SUPPLIED DATA:
— BEGIN —

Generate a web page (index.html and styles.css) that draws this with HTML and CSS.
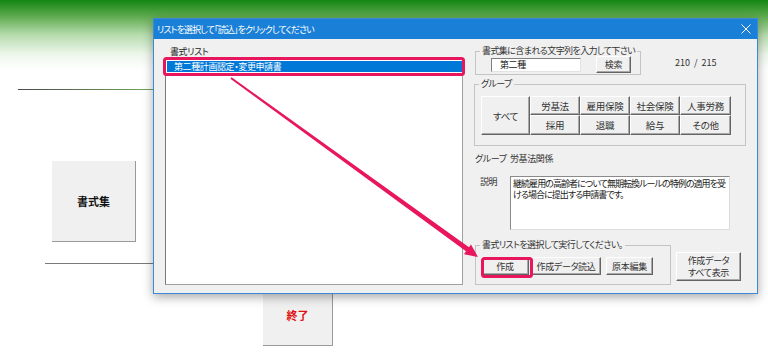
FILE: index.html
```html
<!DOCTYPE html>
<html lang="ja">
<head>
    <meta charset="UTF-8">
    <meta name="viewport" content="width=device-width, initial-scale=1.0">
    <title>書式集</title>
    <link rel="stylesheet" href="styles.css">
</head>
<body>
    <div class="banner"></div>
    <div class="rule rule-top"></div>
    <div class="menu-btn">書式集</div>
    <div class="rule rule-bottom"></div>
    <div class="menu-btn exit-btn">終了</div>

    <div class="dialog">
        <div class="title-bar">
            <span class="title-text">リストを選択して「読込」をクリックしてください</span>
            <svg class="close" width="10" height="10" viewBox="0 0 10 10">
                <path d="M0.5 0.5 L9.5 9.5 M9.5 0.5 L0.5 9.5" stroke="#fff" stroke-width="1" fill="none"/>
            </svg>
        </div>
        <div class="dialog-body">
            <div class="list-col">
                <div class="list-label">書式リスト</div>
                <div class="list-box">
                    <div class="list-item selected">第二種計画認定・変更申請書</div>
                </div>
            </div>

            <div class="side-col">
                <div class="search-row">
                    <fieldset class="group search-group">
                        <legend>書式集に含まれる文字列を入力して下さい</legend>
                        <div class="search-line">
                            <div class="text-input">第二種</div>
                            <button class="btn search-btn">検索</button>
                        </div>
                    </fieldset>
                    <div class="count">210 &nbsp;/ &nbsp;215</div>
                </div>

                <fieldset class="group filter-group">
                    <legend>グループ</legend>
                    <div class="filter-grid">
                        <button class="btn all-btn">すべて</button>
                        <button class="btn">労基法</button>
                        <button class="btn">雇用保険</button>
                        <button class="btn">社会保険</button>
                        <button class="btn">人事労務</button>
                        <button class="btn">採用</button>
                        <button class="btn">退職</button>
                        <button class="btn">給与</button>
                        <button class="btn">その他</button>
                    </div>
                </fieldset>

                <div class="info-row">
                    <span class="info-label">グループ</span>
                    <span>労基法関係</span>
                </div>

                <div class="desc-row">
                    <span class="desc-label">説明</span>
                    <div class="desc-box">継続雇用の高齢者について無期転換ルールの特例の適用を受ける場合に提出する申請書です。</div>
                </div>

                <div class="action-row">
                    <fieldset class="group action-group">
                        <legend>書式リストを選択して実行してください。</legend>
                        <div class="action-line">
                            <button class="btn make-btn">作成</button>
                            <button class="btn load-btn">作成データ読込</button>
                            <button class="btn edit-btn">原本編集</button>
                        </div>
                    </fieldset>
                    <button class="btn show-all-btn">作成データ<br>すべて表示</button>
                </div>
            </div>
        </div>
    </div>

    <svg class="annotations" width="768" height="363" viewBox="0 0 768 363">
        <rect x="164.5" y="58.5" width="299" height="16" rx="2" fill="none" stroke="#e8175d" stroke-width="3"/>
        <rect x="482.5" y="258.5" width="49" height="18" rx="2" fill="none" stroke="#e8175d" stroke-width="3"/>
        <polygon fill="#e8175d" points="230.4,78.8 466.0,251.3 464.0,254.2 478,257 471.0,244.5 469.0,247.3 231.6,77.2"/>
    </svg>
</body>
</html>
```

FILE: styles.css
```css
body {
    margin: 0;
    width: 768px;
    height: 363px;
    overflow: hidden;
    position: relative;
    background: #fff;
    font-family: "Noto Sans CJK JP", "Noto Sans", sans-serif;
    font-feature-settings: "palt";
}

/* background page */
.banner {
    height: 70px;
    background: linear-gradient(#138613 0%, #5aa84a 22%, #b7dcae 50%, #eef7ec 78%, #fff 100%);
}
.rule {
    height: 1px;
    width: 200px;
}
.rule-top {
    margin: 19px 0 0 18px;
    background: linear-gradient(90deg, #4a4a4a, #6e9e58 60%, #7cc060);
}
.rule-bottom {
    margin: 21px 0 0 45px;
    background: #7a7a7a;
}
.menu-btn {
    box-sizing: border-box;
    width: 84px;
    height: 81px;
    margin: 71px 0 0 52px;
    background: #f0f0f0;
    border-right: 1px solid #9a9a9a;
    border-bottom: 1px solid #9a9a9a;
    display: flex;
    align-items: center;
    justify-content: center;
    font-size: 11px;
    font-weight: bold;
    color: #111;
}
.exit-btn {
    width: 70px;
    height: 62px;
    margin: 20px 0 0 263px;
    color: #e01010;
}

/* dialog window */
.dialog {
    position: absolute;
    left: 153px;
    top: 18px;
    width: 605px;
    height: 276px;
    box-sizing: border-box;
    border: 1px solid #3c8ad6;
    background: #f0f0f0;
    box-shadow: 0 3px 10px rgba(0, 0, 0, 0.35);
    color: #222;
    font-size: 9px;
    letter-spacing: -0.4px;
    white-space: nowrap;
}
.title-bar {
    height: 20px;
    background: #1a7fd6;
    color: #fff;
    display: flex;
    align-items: center;
    justify-content: space-between;
    padding: 0 6px 0 3px;
}
.title-text {
    letter-spacing: -0.9px;
}
.dialog-body {
    display: flex;
    gap: 11px;
    padding: 6px 0 0 11px;
}

.list-col {
    width: 298px;
}
.list-label {
    margin-top: 1px;
    padding-left: 5px;
    line-height: 12px;
}
.list-box {
    box-sizing: border-box;
    height: 227px;
    background: #fff;
    border: 1px solid #a0a0a0;
    border-top-color: #7a7a7a;
    border-left-color: #7a7a7a;
    padding: 2px 0 0 1px;
}
.list-item {
    height: 11px;
    line-height: 11px;
    padding-left: 7px;
}
.list-item.selected {
    background: #0078d7;
    color: #fff;
}

.side-col {
    width: 272px;
}

/* group boxes */
.group {
    margin: 0;
    padding: 0;
    min-width: 0;
    border: 1px solid #c4c4c4;
    box-sizing: border-box;
}
.group legend {
    margin-left: 4px;
    padding: 0 2px;
    line-height: 12px;
    color: #333;
    letter-spacing: -0.6px;
}

.btn {
    box-sizing: border-box;
    margin: 0;
    padding: 0;
    font: inherit;
    letter-spacing: -0.3px;
    white-space: nowrap;
    color: #333;
    background: #f0f0f0;
    border: 1px solid;
    border-color: #fff #646464 #646464 #fff;
    box-shadow: inset -1px -1px 0 #a8a8a8;
}

.search-row {
    display: flex;
    align-items: flex-start;
}
.search-group {
    margin-left: 1px;
    width: 166px;
    padding-bottom: 1px;
}
.search-line {
    display: flex;
    align-items: center;
    gap: 15px;
    margin-top: -1px;
    padding: 0 0 0 15px;
}
.text-input {
    box-sizing: border-box;
    width: 90px;
    height: 14px;
    line-height: 12px;
    padding-left: 8px;
    background: #fff;
    border: 1px solid #e3e3e3;
    border-top-color: #808080;
    border-left-color: #808080;
}
.search-btn {
    width: 35px;
    height: 17px;
}
.count {
    margin: 12px 0 0 34px;
    line-height: 12px;
    color: #333;
    letter-spacing: 0;
}

.filter-group {
    margin-top: 3px;
    width: 272px;
}
.filter-grid {
    display: grid;
    grid-template-columns: 49px 50px 50px 50px 51px;
    grid-template-rows: 19px 20px;
    padding: 6px 0 10px 6px;
}
.filter-grid .btn {
    font-size: 9.5px;
}
.all-btn {
    grid-row: span 2;
}

.info-row {
    margin-top: 7px;
    padding-left: 1px;
    line-height: 12px;
    display: flex;
    color: #333;
}
.info-label {
    width: 35px;
}

.desc-row {
    margin-top: 11px;
    display: flex;
}
.desc-label {
    margin-left: 6px;
    width: 30px;
    line-height: 12px;
    color: #333;
}
.desc-box {
    box-sizing: border-box;
    width: 220px;
    height: 54px;
    padding: 1px 0 1px 2px;
    line-height: 11px;
    letter-spacing: -0.95px;
    white-space: normal;
    background: #fff;
    border: 1px solid #dcdcdc;
    border-top-color: #8a8a8a;
    border-left-color: #8a8a8a;
}

.action-row {
    margin-top: 9px;
    display: flex;
    align-items: flex-start;
}
.action-group {
    margin-left: 1px;
    width: 196px;
}
.action-line {
    display: flex;
    padding: 6px 0 9px 5px;
}
.action-line .btn {
    height: 18px;
}
.make-btn {
    width: 48px;
}
.load-btn {
    width: 70px;
    margin-left: 2px;
}
.edit-btn {
    width: 47px;
    margin-left: 5px;
}
.show-all-btn {
    width: 65px;
    height: 29px;
    margin: 13px 0 0 5px;
    line-height: 12px;
}

/* annotation layer */
.annotations {
    position: absolute;
    left: 0;
    top: 0;
    pointer-events: none;
}
```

— END —

EXERCISE: List every line above that contains the word "page".

FINISHED EXERCISE:
Generate a web page (index.html and styles.css) that draws this with HTML and CSS.
/* background page */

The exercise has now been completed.